An example is the 1966 case of Mills v. Alabama, in which the Supreme Court overturned a state law similar to McCain-Feingold except that it applied to the press. A Birmingham editor had been convicted under the Alabama Corrupt Practices Act for publishing an Election Day editorial favoring a local ballot measure.

The law's "electioneering" ban applied only on Election Day, a much narrower restriction than McCain-Feingold's 30- and 60-day limits. The state said the law's purpose was to prevent social harm, namely "confusive last-minute charges and countercharges . . . when, as a practical matter, because of lack of time, such matters cannot be answered or their truth determined until after the election is over."

There was an argument, too, that citizens needed protection from aggregations of power. As Mr. Abrams notes, "many cities, especially small towns, had only one newspaper, and it was the place from which people got most of their news." But "the Supreme Court said unanimously . . . that the notion that a newspaper should be kept from publishing what it wanted to publish--even just one day of the year, even for a supposedly good cause--was alien to this country."

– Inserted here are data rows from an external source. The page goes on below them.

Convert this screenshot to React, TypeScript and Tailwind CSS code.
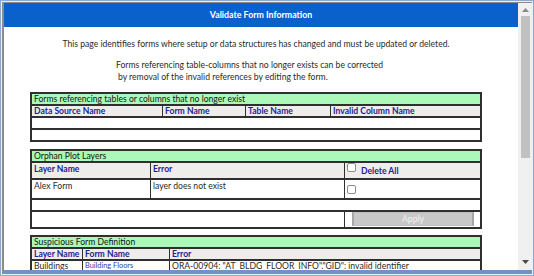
function Check() {
  return <span className="inline-block w-[9px] h-[9px] shrink-0 border border-[#8a8a8a] rounded-[2px] bg-white" />;
}

const line = "border-[#2f2f2f]";
const tbl = "ml-[26px] w-[452px] border-x-2 border-t-2 " + line;
const row = "flex border-b-2 " + line;
const cell = "border-r " + line + " px-[2px] flex items-center overflow-hidden whitespace-nowrap";
const last = "flex-1 px-[2px] flex items-center overflow-hidden whitespace-nowrap";
const head = "bg-[#efedeb] text-[#22228e] font-bold";

function Title({ children }: { children: React.ReactNode }) {
  return (
    <div className={row + " h-[12px] bg-[#abf8b8] px-[2px] items-center text-[#151515]"}>
      {children}
    </div>
  );
}

function Scrollbar() {
  return (
    <div className="w-[14px] bg-[#f0f0f0] flex flex-col items-center">
      <div className="h-[12px] flex items-center justify-center pt-[2px]">
        <svg width="7" height="4" viewBox="0 0 7 4"><path d="M0 4 L3.5 0 L7 4 Z" fill="#8a8a8a" /></svg>
      </div>
      <div className="w-[9px] h-[142px] bg-[#c1c1c1] mt-px" />
      <div className="flex-1" />
      <div className="h-[10px] flex items-start justify-center">
        <svg width="7" height="4" viewBox="0 0 7 4"><path d="M0 0 L3.5 4 L7 0 Z" fill="#4a4a4a" /></svg>
      </div>
    </div>
  );
}

export default function App() {
  return (
    <div className="w-[534px] h-[276px] border border-[#8ea9d1] bg-[#e9eef5] p-px font-['Lato','Liberation_Sans',sans-serif] text-[8.6px] leading-[12px] text-[#2a2a2a] overflow-hidden">
      <div className="flex h-full border-l-2 border-t border-[#8c8c8c] border-b-4 border-b-[#7092c8] bg-white">
        <div className="flex-1 flex flex-col overflow-hidden">
          <div className="h-[24px] shrink-0 bg-[#0a61cb] flex items-center justify-center text-white font-bold text-[8.8px]">
            Validate Form Information
          </div>
          <div className="flex-1 overflow-hidden">
            <p className="mt-[11px] text-center pr-[10px]">
              This page identifies forms where setup or data structures has changed and must be updated or deleted.
            </p>
            <p className="mt-[9px] pl-[112px]">Forms referencing table-columns that no longer exists can be corrected</p>
            <p className="pl-[114px]">by removal of the invalid references by editing the form.</p>

            {/* forms referencing missing tables/columns */}
            <div className={tbl + " mt-[9px]"}>
              <Title>Forms referencing tables or columns that no longer exist</Title>
              <div className={row + " h-[12px] " + head}>
                <div className={cell + " w-[131px]"}>Data Source Name</div>
                <div className={cell + " w-[83px]"}>Form Name</div>
                <div className={cell + " w-[85px]"}>Table Name</div>
                <div className={last}>Invalid Column Name</div>
              </div>
              <div className={row + " h-[12px]"} />
              <div className={row + " h-[12px]"} />
            </div>

            {/* orphan plot layers */}
            <div className={tbl + " mt-[7px]"}>
              <Title>Orphan Plot Layers</Title>
              <div className={row + " h-[17px] " + head}>
                <div className={cell + " w-[119px] items-start"}>Layer Name</div>
                <div className={cell + " w-[194px] items-start"}>Error</div>
                <div className={last + " items-end gap-[5px] pb-[1px]"}>
                  <span className="mb-[2px]"><Check /></span>
                  <span className="leading-[11px]">Delete All</span>
                </div>
              </div>
              <div className={row + " h-[20px]"}>
                <div className={cell + " w-[119px] items-start"}>Alex Form</div>
                <div className={cell + " w-[194px] items-start"}>layer does not exist</div>
                <div className={last + " items-start pt-[5px]"}><Check /></div>
              </div>
              <div className={row + " h-[12px]"} />
              <div className={row + " h-[17px]"}>
                <div className={cell + " w-[313px]"} />
                <div className="flex-1 flex items-stretch pl-[7px] pr-[6px] pb-px">
                  <button className="w-full bg-[#c8c8c8] border-x-2 border-y border-x-[#a6a6a6] border-y-[#bdbdbd] text-[#f2f2f2] text-[8.6px] leading-[12px]">
                    Apply
                  </button>
                </div>
              </div>
            </div>

            {/* suspicious form definitions */}
            <div className={tbl + " mt-[6px]"}>
              <Title>Suspicious Form Definition</Title>
              <div className={row + " h-[12px] " + head}>
                <div className={cell + " w-[51px]"}>Layer Name</div>
                <div className={cell + " w-[87px]"}>Form Name</div>
                <div className={last}>Error</div>
              </div>
              <div className={row + " h-[12px]"}>
                <div className={cell + " w-[51px]"}>Buildings</div>
                <div className={cell + " w-[87px] text-[#2e3fa8] text-[7.4px]"}>Building Floors</div>
                <div className={last}>ORA-00904: "AT_BLDG_FLOOR_INFO"."GID": invalid identifier</div>
              </div>
              <div className={row + " h-[12px]"} />
            </div>
          </div>
        </div>
        <Scrollbar />
      </div>
    </div>
  );
}
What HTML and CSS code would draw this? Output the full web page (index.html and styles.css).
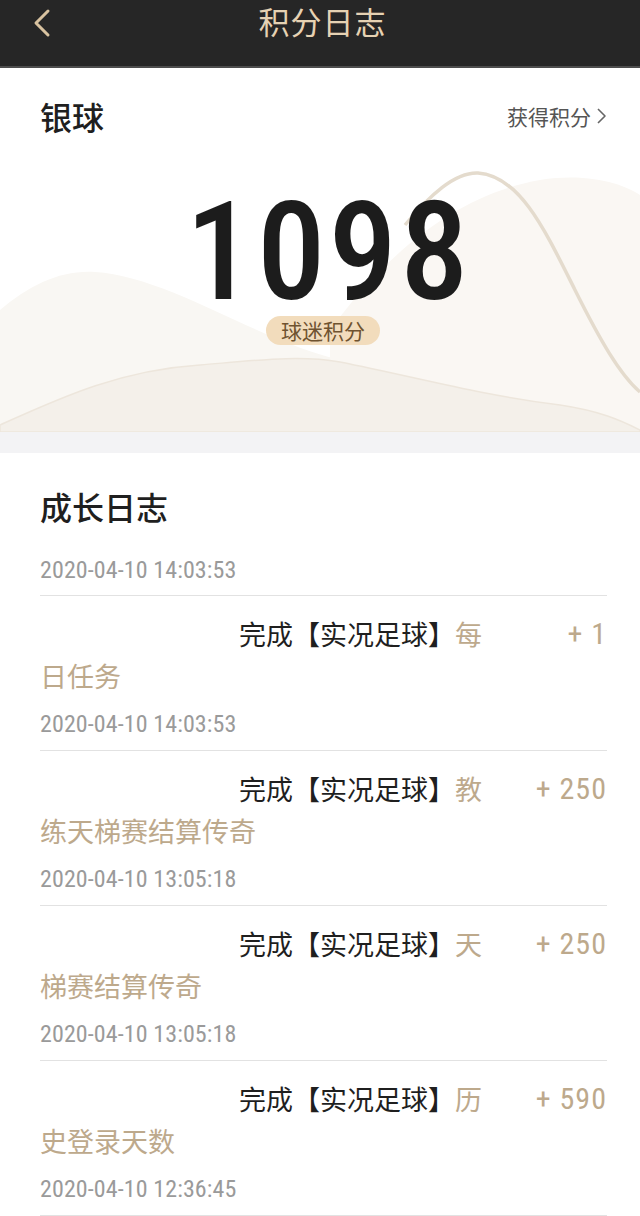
FILE: index.html
```html
<!DOCTYPE html>
<html lang="zh-CN">
<head>
<meta charset="utf-8">
<title>积分日志</title>
<link rel="stylesheet" href="styles.css">
</head>
<body>
<header class="topbar">
  <span class="back"><svg width="20" height="30" viewBox="0 0 20 30"><polyline points="16,3 4,15 16,27" fill="none" stroke="#d8c2a0" stroke-width="3" stroke-linecap="round" stroke-linejoin="round"/></svg></span>
  <h1 class="topbar-title">积分日志</h1>
</header>

<section class="card">
  <svg class="waves" viewBox="0 68 640 364" preserveAspectRatio="none">
    <path d="M0,310 C30,285 60,270 95,272 C150,275 220,315 280,340 C310,352 330,358 350,362 L640,432 L0,432 Z" fill="#f9f7f3"/>
    <path d="M330,330 C380,262 450,196 540,180 C590,172 625,185 640,195 L640,432 L330,432 Z" fill="#faf7f3"/>
    <path d="M330,320 C355,280 380,250 405,225" fill="none" stroke="#ffffff" stroke-width="4" opacity="0.8"/>
    <path d="M405,225 C430,195 455,172 478,173 C520,176 545,230 575,290 C600,340 620,375 640,392" fill="none" stroke="#e4dbcd" stroke-width="3.5"/>
    <path d="M0,425 C60,398 120,370 200,365 C260,360 300,355 340,362 C420,378 480,395 560,405 C600,411 620,420 640,430 L640,432 L0,432 Z" fill="#f4f0ea" stroke="#ede6dc" stroke-width="1.5"/>
  </svg>
  <div class="card-head">
    <span class="tier">银球</span>
    <a class="earn">获得积分<svg width="12" height="18" viewBox="0 0 12 18"><polyline points="3,2 10,9 3,16" fill="none" stroke="#666" stroke-width="1.6" stroke-linejoin="round"/></svg></a>
  </div>
  <div class="score">1098</div>
  <div class="badge">球迷积分</div>
</section>

<div class="gap"></div>

<section class="log">
  <h2 class="log-title">成长日志</h2>
  <div class="log-date lead">2020-04-10 14:03:53</div>
  <ul class="entries">
    <li class="entry">
      <div class="entry-row">
        <p class="entry-text"><span class="dark">完成【实况足球】</span><span class="gold">每</span><span class="gold">日任务</span></p>
        <span class="amount">+ 1</span>
      </div>
      <div class="log-date">2020-04-10 14:03:53</div>
    </li>
    <li class="entry">
      <div class="entry-row">
        <p class="entry-text"><span class="dark">完成【实况足球】</span><span class="gold">教</span><span class="gold">练天梯赛结算传奇</span></p>
        <span class="amount">+ 250</span>
      </div>
      <div class="log-date">2020-04-10 13:05:18</div>
    </li>
    <li class="entry">
      <div class="entry-row">
        <p class="entry-text"><span class="dark">完成【实况足球】</span><span class="gold">天</span><span class="gold">梯赛结算传奇</span></p>
        <span class="amount">+ 250</span>
      </div>
      <div class="log-date">2020-04-10 13:05:18</div>
    </li>
    <li class="entry">
      <div class="entry-row">
        <p class="entry-text"><span class="dark">完成【实况足球】</span><span class="gold">历</span><span class="gold">史登录天数</span></p>
        <span class="amount">+ 590</span>
      </div>
      <div class="log-date">2020-04-10 12:36:45</div>
    </li>
  </ul>
</section>
</body>
</html>
```

FILE: styles.css
```css
* { box-sizing: border-box; }
html, body {
  margin: 0;
  padding: 0;
  background: #ffffff;
  font-family: "Noto Sans CJK SC", "Noto Sans", sans-serif;
  color: #222;
}

.topbar {
  height: 68px;
  background: #262626;
  border-bottom: 2px solid #4d4d4d;
  display: flex;
  justify-content: center;
  position: relative;
}
.back {
  position: absolute;
  left: 32px;
  top: 8px;
  display: block;
}
.back svg { display: block; }
.topbar-title {
  margin: 0 0 0 5px;
  font-size: 31px;
  font-weight: 400;
  line-height: 42px;
  color: #e6d2b3;
  letter-spacing: 1px;
}

.card {
  position: relative;
  height: 364px;
  overflow: hidden;
  display: flex;
  flex-direction: column;
  align-items: center;
}
.waves {
  position: absolute;
  left: 0;
  top: 0;
  width: 640px;
  height: 364px;
  z-index: 0;
}
.card-head, .score, .badge { position: relative; z-index: 1; }
.card-head {
  width: 100%;
  padding: 26px 33px 0 40px;
  display: flex;
  align-items: center;
  justify-content: space-between;
}
.tier {
  font-size: 32px;
  font-weight: 500;
  line-height: 44px;
  color: #1f1f1f;
}
.earn {
  display: flex;
  align-items: center;
  gap: 4px;
  font-size: 21px;
  color: #555;
  line-height: 30px;
}
.earn svg { display: block; }

.score {
  margin-top: 64px;
  margin-left: 17px;
  font-family: "Liberation Sans Narrow", "Roboto Condensed", "Roboto", sans-serif;
  font-size: 137px;
  font-weight: 500;
  line-height: 100px;
  letter-spacing: 3px;
  color: #1c1c1c;
}
.badge {
  margin-top: 14px;
  margin-left: 6px;
  height: 29px;
  padding: 0 15px;
  border-radius: 15px;
  background: #f2dcbc;
  color: #6f5330;
  font-size: 21px;
  line-height: 29px;
}

.gap {
  height: 21px;
  background: #f3f3f5;
}

.log {
  padding: 31px 33px 0 40px;
}
.log-title {
  margin: 0;
  font-size: 32px;
  font-weight: 500;
  line-height: 44px;
  color: #1f1f1f;
}
.log-date {
  font-family: "Liberation Sans Narrow", "Roboto Condensed", "Roboto", sans-serif;
  font-size: 24px;
  line-height: 28px;
  letter-spacing: 0.1px;
  color: #9a9a9a;
  margin-top: 13px;
}
.log-date.lead {
  margin-top: 28px;
  padding-bottom: 11px;
}
.entries {
  list-style: none;
  margin: 0;
  padding: 0;
}
.entry {
  border-top: 1px solid #e2e2e2;
  padding: 17px 0 12px;
}
.entry:last-child { border-bottom: 1px solid #e2e2e2; }
.entry-row {
  display: flex;
  justify-content: space-between;
  align-items: flex-start;
}
.entry-text {
  margin: 0;
  width: 450px;
  text-indent: 199px;
  font-size: 27px;
  line-height: 42px;
}
.dark { color: #1f1f1f; }
.gold { color: #bda98c; }
.amount {
  font-family: "Liberation Sans Narrow", "Roboto Condensed", "Roboto", sans-serif;
  font-size: 30px;
  line-height: 42px;
  letter-spacing: 1px;
  color: #bda98c;
}
```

Like any good lawyer, Mr. Abrams can argue in the alternative. I pose a hypothetical: Suppose that Citizens United had gone the other way, that Congress subsequently abolished the media exemption, and that a newspaper corporation hired him to argue that it does have First Amendment rights, even if other corporations do not. How would he make the case? Again he cites Justice Stewart, who held the view that "the institutional press was the only entity set forth in the Bill of Rights as deserving of special protection." Accordingly, Mr. Abrams says, "I would argue . . . that because of the role of the press, it was unconstitutional . . . to bar the press from doing everything it now does."

Later he notes that Citizens United, having been decided 5-4, could be reversed if the court's makeup changes. "I really might have that case one of these days," he says with a chuckle. That would be a supreme irony--especially if his client, once again, was the New York Times Co.